> DATASET CONTENT
════════

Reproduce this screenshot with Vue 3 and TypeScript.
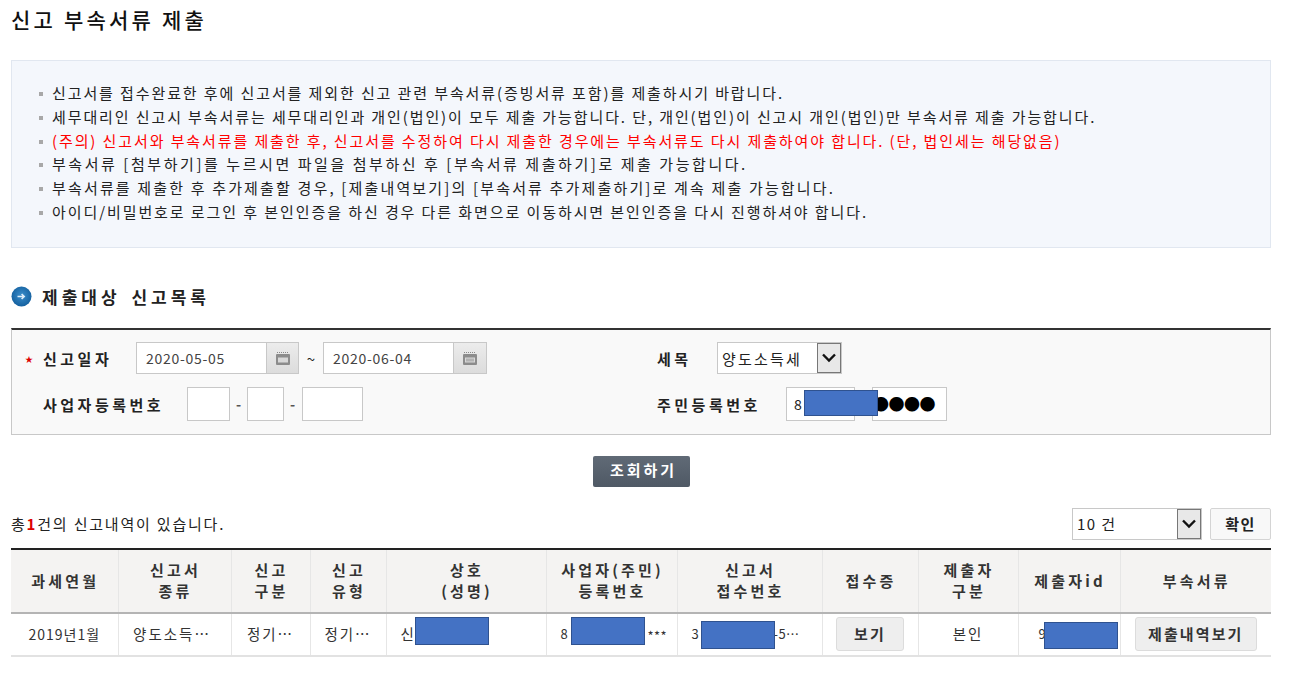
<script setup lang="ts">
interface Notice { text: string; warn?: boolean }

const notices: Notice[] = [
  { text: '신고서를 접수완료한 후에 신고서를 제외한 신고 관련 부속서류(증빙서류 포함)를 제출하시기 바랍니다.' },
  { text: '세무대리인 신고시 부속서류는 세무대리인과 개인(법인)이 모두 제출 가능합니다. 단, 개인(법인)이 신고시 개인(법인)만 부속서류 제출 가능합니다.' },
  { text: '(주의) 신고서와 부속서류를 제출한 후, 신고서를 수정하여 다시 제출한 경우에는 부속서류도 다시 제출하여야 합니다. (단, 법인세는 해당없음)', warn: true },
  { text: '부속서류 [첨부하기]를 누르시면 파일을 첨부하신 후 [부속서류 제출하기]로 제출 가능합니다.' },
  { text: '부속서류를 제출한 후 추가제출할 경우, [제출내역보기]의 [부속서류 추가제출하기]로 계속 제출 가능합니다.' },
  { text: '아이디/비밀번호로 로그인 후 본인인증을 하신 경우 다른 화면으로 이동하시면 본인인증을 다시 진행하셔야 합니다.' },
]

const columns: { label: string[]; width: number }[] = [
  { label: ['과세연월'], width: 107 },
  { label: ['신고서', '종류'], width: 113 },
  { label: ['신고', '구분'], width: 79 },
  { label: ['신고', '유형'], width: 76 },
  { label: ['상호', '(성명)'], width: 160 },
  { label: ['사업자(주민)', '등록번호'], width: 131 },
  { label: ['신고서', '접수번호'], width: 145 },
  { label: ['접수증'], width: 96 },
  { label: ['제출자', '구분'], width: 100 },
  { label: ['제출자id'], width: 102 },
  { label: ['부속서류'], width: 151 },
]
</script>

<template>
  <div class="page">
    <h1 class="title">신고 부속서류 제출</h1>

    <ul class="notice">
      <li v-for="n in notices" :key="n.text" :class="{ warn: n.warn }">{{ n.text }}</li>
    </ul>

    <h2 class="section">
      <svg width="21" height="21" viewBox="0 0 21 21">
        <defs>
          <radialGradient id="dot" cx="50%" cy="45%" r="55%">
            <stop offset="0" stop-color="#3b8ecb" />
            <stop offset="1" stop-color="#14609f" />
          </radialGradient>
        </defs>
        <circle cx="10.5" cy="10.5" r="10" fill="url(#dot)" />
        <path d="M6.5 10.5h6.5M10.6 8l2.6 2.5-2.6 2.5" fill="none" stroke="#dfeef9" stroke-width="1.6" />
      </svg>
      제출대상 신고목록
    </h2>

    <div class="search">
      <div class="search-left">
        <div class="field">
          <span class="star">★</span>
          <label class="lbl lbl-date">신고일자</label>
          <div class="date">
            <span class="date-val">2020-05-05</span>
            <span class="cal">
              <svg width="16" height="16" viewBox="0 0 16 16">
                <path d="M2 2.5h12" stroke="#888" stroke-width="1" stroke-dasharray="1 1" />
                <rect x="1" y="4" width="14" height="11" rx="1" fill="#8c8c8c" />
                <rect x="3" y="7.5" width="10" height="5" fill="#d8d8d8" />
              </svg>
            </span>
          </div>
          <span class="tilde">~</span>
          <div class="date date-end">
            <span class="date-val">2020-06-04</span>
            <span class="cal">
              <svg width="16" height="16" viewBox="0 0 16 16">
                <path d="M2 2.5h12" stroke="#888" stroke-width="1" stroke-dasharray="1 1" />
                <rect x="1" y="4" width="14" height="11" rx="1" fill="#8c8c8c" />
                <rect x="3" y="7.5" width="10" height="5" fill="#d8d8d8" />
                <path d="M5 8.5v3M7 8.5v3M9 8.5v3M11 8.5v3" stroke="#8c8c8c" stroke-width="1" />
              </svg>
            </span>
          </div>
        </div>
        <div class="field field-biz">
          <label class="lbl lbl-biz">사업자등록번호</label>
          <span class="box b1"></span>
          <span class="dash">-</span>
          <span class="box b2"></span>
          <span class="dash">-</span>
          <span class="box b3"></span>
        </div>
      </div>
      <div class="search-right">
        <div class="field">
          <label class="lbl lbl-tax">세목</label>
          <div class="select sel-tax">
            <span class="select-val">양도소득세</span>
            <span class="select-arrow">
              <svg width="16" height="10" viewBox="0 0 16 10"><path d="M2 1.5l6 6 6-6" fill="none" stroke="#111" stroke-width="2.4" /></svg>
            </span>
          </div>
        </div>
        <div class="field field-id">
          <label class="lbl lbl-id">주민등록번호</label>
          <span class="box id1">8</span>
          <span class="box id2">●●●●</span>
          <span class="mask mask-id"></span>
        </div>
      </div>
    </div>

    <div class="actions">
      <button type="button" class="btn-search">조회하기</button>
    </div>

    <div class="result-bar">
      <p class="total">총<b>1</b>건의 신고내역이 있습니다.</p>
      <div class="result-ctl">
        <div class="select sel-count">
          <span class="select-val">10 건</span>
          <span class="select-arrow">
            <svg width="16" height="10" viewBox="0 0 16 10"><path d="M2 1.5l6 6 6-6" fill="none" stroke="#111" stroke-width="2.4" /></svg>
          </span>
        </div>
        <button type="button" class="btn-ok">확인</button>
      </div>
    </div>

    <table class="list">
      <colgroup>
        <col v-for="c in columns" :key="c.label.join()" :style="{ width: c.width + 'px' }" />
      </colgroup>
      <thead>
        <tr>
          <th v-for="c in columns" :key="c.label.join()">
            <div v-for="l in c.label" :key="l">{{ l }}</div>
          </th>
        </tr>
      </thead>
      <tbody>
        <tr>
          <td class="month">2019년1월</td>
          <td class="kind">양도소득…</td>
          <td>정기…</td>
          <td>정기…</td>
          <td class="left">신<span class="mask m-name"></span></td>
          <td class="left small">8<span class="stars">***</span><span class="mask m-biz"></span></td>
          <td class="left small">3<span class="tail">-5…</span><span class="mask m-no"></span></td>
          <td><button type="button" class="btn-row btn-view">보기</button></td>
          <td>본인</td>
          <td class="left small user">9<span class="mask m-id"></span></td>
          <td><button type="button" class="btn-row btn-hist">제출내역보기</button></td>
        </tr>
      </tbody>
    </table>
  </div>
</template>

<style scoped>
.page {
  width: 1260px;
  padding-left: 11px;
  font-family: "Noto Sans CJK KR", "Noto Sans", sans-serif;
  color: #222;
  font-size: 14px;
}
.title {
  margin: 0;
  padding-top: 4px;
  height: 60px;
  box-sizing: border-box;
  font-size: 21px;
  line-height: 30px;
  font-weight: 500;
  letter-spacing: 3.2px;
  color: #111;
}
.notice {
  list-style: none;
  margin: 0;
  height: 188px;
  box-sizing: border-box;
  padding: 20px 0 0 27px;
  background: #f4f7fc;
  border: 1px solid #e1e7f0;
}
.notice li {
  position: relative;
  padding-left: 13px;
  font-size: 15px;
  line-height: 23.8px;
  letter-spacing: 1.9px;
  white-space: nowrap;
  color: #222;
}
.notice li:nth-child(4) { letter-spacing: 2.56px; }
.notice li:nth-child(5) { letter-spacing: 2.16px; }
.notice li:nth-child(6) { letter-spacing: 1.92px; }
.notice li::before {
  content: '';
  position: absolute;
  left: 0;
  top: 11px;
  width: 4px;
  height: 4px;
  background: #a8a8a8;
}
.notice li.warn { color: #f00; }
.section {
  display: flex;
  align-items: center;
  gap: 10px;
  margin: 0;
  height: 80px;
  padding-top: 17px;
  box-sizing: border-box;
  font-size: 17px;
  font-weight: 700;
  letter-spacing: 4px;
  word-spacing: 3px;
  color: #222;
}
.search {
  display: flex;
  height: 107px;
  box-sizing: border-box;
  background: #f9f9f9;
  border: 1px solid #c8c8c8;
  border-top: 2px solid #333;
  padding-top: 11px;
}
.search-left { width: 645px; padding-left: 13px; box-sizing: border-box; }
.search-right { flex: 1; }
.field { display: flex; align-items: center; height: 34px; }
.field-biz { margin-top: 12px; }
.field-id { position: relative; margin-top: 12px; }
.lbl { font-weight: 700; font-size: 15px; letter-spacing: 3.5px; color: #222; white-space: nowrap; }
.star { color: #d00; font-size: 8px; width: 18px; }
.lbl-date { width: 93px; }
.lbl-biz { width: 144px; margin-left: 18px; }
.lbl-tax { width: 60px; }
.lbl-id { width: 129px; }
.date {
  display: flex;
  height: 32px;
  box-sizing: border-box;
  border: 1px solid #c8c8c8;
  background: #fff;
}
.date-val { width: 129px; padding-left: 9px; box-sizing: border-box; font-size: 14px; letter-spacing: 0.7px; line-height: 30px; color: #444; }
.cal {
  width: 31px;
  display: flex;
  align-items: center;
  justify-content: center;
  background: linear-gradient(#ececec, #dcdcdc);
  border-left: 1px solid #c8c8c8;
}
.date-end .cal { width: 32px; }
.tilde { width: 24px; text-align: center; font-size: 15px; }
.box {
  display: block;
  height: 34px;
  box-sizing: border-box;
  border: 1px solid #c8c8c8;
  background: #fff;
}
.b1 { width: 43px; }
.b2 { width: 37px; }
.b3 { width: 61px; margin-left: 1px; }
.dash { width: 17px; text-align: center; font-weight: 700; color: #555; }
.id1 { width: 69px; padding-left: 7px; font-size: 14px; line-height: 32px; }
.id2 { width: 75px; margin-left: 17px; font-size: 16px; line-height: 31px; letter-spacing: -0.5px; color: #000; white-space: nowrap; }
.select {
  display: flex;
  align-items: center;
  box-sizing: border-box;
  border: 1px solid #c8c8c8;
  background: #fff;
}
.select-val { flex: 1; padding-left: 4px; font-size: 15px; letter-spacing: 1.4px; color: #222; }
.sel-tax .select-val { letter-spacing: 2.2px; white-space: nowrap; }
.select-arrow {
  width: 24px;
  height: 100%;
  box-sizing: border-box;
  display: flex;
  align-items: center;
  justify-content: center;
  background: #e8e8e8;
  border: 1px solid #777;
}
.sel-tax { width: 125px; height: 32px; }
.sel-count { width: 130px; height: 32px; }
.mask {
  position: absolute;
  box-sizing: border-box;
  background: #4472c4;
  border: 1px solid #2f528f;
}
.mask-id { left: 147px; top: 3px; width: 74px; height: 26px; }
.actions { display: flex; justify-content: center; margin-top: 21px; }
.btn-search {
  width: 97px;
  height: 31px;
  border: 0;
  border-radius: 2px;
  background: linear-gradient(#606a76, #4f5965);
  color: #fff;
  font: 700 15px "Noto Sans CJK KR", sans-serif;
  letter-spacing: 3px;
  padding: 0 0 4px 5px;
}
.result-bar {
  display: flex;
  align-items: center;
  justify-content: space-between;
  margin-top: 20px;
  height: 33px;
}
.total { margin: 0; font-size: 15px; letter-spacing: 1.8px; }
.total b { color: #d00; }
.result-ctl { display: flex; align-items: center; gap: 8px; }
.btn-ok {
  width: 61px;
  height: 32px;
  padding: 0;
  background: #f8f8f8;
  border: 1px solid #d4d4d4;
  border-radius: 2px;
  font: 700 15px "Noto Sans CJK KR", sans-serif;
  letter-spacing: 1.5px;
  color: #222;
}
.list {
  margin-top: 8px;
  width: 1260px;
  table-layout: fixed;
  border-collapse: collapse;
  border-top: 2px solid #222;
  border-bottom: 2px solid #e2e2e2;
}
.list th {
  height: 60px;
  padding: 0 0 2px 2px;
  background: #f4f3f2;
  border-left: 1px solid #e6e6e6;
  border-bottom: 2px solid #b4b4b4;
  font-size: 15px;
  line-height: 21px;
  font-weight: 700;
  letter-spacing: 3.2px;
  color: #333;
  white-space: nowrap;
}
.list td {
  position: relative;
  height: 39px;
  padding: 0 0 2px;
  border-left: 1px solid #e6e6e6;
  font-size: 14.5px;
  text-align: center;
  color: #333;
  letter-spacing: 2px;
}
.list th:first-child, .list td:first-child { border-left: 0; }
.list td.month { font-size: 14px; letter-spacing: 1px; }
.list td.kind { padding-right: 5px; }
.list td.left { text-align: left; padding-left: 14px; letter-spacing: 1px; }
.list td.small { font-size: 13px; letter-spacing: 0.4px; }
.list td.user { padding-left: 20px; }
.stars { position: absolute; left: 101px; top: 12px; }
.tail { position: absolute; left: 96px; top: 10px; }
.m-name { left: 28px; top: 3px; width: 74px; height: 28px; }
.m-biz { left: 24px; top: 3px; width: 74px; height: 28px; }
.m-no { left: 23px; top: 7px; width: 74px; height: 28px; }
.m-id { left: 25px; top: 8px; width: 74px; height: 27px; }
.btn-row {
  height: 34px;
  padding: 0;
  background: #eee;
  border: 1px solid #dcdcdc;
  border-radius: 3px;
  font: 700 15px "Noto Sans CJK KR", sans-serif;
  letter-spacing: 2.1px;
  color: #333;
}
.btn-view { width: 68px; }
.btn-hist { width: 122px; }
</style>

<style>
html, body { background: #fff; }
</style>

════════

> TASK
Leave out the pictures, then repeat the listing above exactly from its first line to the line with "string; warn?: boolean", inclusive.

> RESULT OF THE TASK
Reproduce this screenshot with Vue 3 and TypeScript.
<script setup lang="ts">
interface Notice { text: string; warn?: boolean }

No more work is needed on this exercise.